# Purpose of this notebook

Getting some value lists out of [rechtspraak.nl](https://www.rechtspraak.nl/),
in part for wordlist-like use, in part for use in search queries.

For example, there is a list of categories at https://data.rechtspraak.nl/Waardelijst/Rechtsgebieden

The strings and codes might potentially be things to search for, and/or find in metadata,
or to provide a list of as context, so we would like this in data form.

## Values for filters

### Rechtsgebieden

In [1]:
import wetsuite.datacollect.rechtspraaknl

rgb = wetsuite.datacollect.rechtspraaknl.parse_rechtsgebieden() # fetches and parses

# rgb is a dict, from identifiers to a list of names, which will e.g. contain 
#     'http://psi.rechtspraak.nl/rechtsgebied#bestuursrecht':                   ['Bestuursrecht']
# as well as
#     'http://psi.rechtspraak.nl/rechtsgebied#bestuursrecht_mededingingsrecht': ['Mededingingsrecht', 'Bestuursrecht']

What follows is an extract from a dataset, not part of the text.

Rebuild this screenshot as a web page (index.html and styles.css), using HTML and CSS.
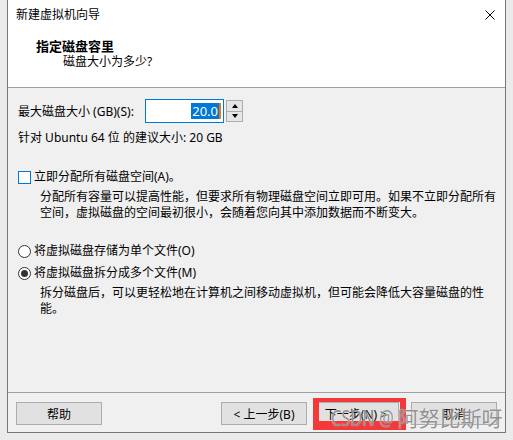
FILE: index.html
```html
<!DOCTYPE html>
<html lang="zh-CN">
<head>
    <meta charset="UTF-8">
    <title>新建虚拟机向导</title>
    <link rel="stylesheet" href="styles.css">
</head>
<body>
    <div class="window">
        <div class="titlebar">
            <span>新建虚拟机向导</span>
            <svg class="close" width="10" height="10" viewBox="0 0 10 10">
                <path d="M0.5 0.5 L9.5 9.5 M9.5 0.5 L0.5 9.5" stroke="#000" stroke-width="1" fill="none"/>
            </svg>
        </div>
        <div class="header">
            <div class="h-title">指定磁盘容里</div>
            <div class="h-sub">磁盘大小为多少?</div>
        </div>

        <div class="content">
            <div class="size-row">
                <span class="size-label">最大磁盘大小 (GB)(S):</span>
                <div class="spin-input"><span class="sel">20.0</span><span class="caret"></span></div>
                <div class="spinner">
                    <div class="spin-btn"><span class="arrow up"></span></div>
                    <div class="spin-btn"><span class="arrow down"></span></div>
                </div>
            </div>
            <div class="hint">针对 Ubuntu 64 位 的建议大小: 20 GB</div>

            <label class="check-row">
                <span class="checkbox"></span>
                <span>立即分配所有磁盘空间(A)。</span>
            </label>
            <p class="desc">分配所有容量可以提高性能，但要求所有物理磁盘空间立即可用。如果不立即分配所有<br>空间，虚拟磁盘的空间最初很小，会随着您向其中添加数据而不断变大。</p>

            <label class="radio-row first">
                <span class="radio"></span>
                <span>将虚拟磁盘存储为单个文件(O)</span>
            </label>
            <label class="radio-row">
                <span class="radio checked"></span>
                <span>将虚拟磁盘拆分成多个文件(M)</span>
            </label>
            <p class="desc">拆分磁盘后，可以更轻松地在计算机之间移动虚拟机，但可能会降低大容量磁盘的性<br>能。</p>
        </div>

        <div class="footer">
            <button class="btn">帮助</button>
            <div class="spacer"></div>
            <button class="btn">&lt; 上一步(B)</button>
            <button class="btn next">下一步(N) &gt;</button>
            <button class="btn cancel">取消</button>

            <div class="mark"></div>
            <div class="watermark"><span class="wm-latin">CSDN @</span>阿努比斯呀</div>
        </div>
    </div>
</body>
</html>
```

FILE: styles.css
```css
html, body {
    margin: 0;
    padding: 0;
    background: #ebebeb;
    font-family: 'Noto Sans', 'Noto Sans CJK SC', sans-serif;
    font-size: 12px;
    color: #000;
}
.window {
    box-sizing: border-box;
    margin-left: 7px;
    width: 499px;
    height: 433px;
    border: 1px solid #767676;
    border-top: none;
    background: #f0f0f0;
    display: flex;
    flex-direction: column;
}
.titlebar {
    height: 30px;
    line-height: 30px;
    background: #fff;
    padding: 0 10px 0 8px;
    display: flex;
    justify-content: space-between;
    align-items: center;
}
.header {
    background: #fff;
    padding: 9px 0 17px 28px;
    border-bottom: 1px solid #a0a0a0;
}
.h-title {
    font-weight: bold;
    font-size: 13px;
    line-height: 15px;
}
.h-sub {
    line-height: 16px;
    padding-left: 27px;
}

.content {
    flex: 1;
    padding: 11px 10px 0 10px;
}
.size-row {
    display: flex;
    align-items: center;
    height: 24px;
}
.size-label {
    width: 127px;
}
.spin-input {
    box-sizing: border-box;
    width: 79px;
    height: 24px;
    border: 1px solid #0078d7;
    background: #fff;
    display: flex;
    justify-content: flex-end;
    align-items: center;
    padding-right: 2px;
}
.sel {
    background: #0078d7;
    color: #fff;
    font-size: 13px;
    line-height: 16px;
    padding: 0 1px;
}
.caret {
    width: 2px;
    height: 16px;
    background: #e8741c;
}
.spinner {
    box-sizing: border-box;
    margin-left: 2px;
    width: 17px;
    height: 22px;
    border: 1px solid #adadad;
    background: #adadad;
    display: flex;
    flex-direction: column;
    gap: 1px;
}
.spin-btn {
    flex: 1;
    background: #e5e5e5;
    display: flex;
    justify-content: center;
    align-items: center;
}
.arrow {
    width: 0;
    height: 0;
    border-left: 3.5px solid transparent;
    border-right: 3.5px solid transparent;
}
.arrow.up {
    border-bottom: 4px solid #000;
}
.arrow.down {
    border-top: 4px solid #000;
}
.hint {
    margin-top: 7px;
    line-height: 16px;
}

.check-row, .radio-row {
    display: flex;
    align-items: center;
    gap: 3px;
    line-height: 16px;
}
.check-row {
    margin-top: 23px;
}
.checkbox {
    box-sizing: border-box;
    width: 13px;
    height: 13px;
    border: 1px solid #0078d7;
    background: #fff;
}
.radio-row.first {
    margin-top: 22px;
}
.radio-row + .radio-row {
    margin-top: 6px;
}
.radio {
    box-sizing: border-box;
    width: 13px;
    height: 13px;
    border: 1px solid #333;
    border-radius: 50%;
    background: #fff;
    display: flex;
    justify-content: center;
    align-items: center;
}
.radio.checked::after {
    content: '';
    width: 7px;
    height: 7px;
    border-radius: 50%;
    background: #333;
}
.desc {
    margin: 4px 0 0 22px;
    line-height: 16px;
    white-space: nowrap;
}

.footer {
    position: relative;
    border-top: 1px solid #a0a0a0;
    padding: 9px 8px 7px 8px;
    display: flex;
    gap: 6px;
}
.spacer {
    flex: 1;
}
.btn {
    box-sizing: border-box;
    width: 86px;
    height: 23px;
    background: #e1e1e1;
    border: 1px solid #adadad;
    font-family: inherit;
    font-size: 12px;
    color: #000;
    padding: 0;
}
.cancel {
    margin-left: 6px;
}
.mark {
    position: absolute;
    left: 305px;
    top: 5px;
    width: 81px;
    height: 19px;
    border: 6px solid #f33a3a;
    border-top-width: 4px;
    border-bottom-width: 9px;
    box-sizing: content-box;
}
.watermark {
    position: absolute;
    left: 323px;
    top: 12px;
    font-size: 21px;
    line-height: 26px;
    color: rgba(110, 110, 110, 0.75);
    text-shadow: 0 0 1px #fff;
    white-space: nowrap;
    pointer-events: none;
}
.wm-latin {
    display: inline-block;
    font-size: 21px;
    transform: scaleX(0.78);
    transform-origin: left center;
    margin-right: -14px;
}
```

# Meaning Bestuursrecht is a grouping of this and more, and Mededingingsrecht one of several specific parts of Bestuursrecht


the shape of the data above might do for just lookups of such identifiers.

If you wanted to present it as grouped / tree-like categories, you would need some slightly awkward code.
Said code might look like:

In [2]:

# For that purpose, a little restructuring is useful
rechtsgebieden_groups = {}
for identifier, namelist in rgb.items():
    if len(namelist)==1:
        broad, = namelist
        rechtsgebieden_groups[broad] = {'identifier':identifier, 'name':broad, 'specific':[]}
    elif len(namelist)==2:
        specific, broad = namelist
        rechtsgebieden_groups[broad]['specific'].append( {'identifier':identifier, 'name':specific} )



In [3]:
# which you might use something like:

for groupkey, groupdetails in rechtsgebieden_groups.items():
    print( '%-30s      (%s)'%(groupdetails['name'], groupdetails['identifier']) )
    for subgroup in groupdetails['specific']:
        print( '    %-30s  (%s)'%(subgroup['name'], subgroup['identifier']) )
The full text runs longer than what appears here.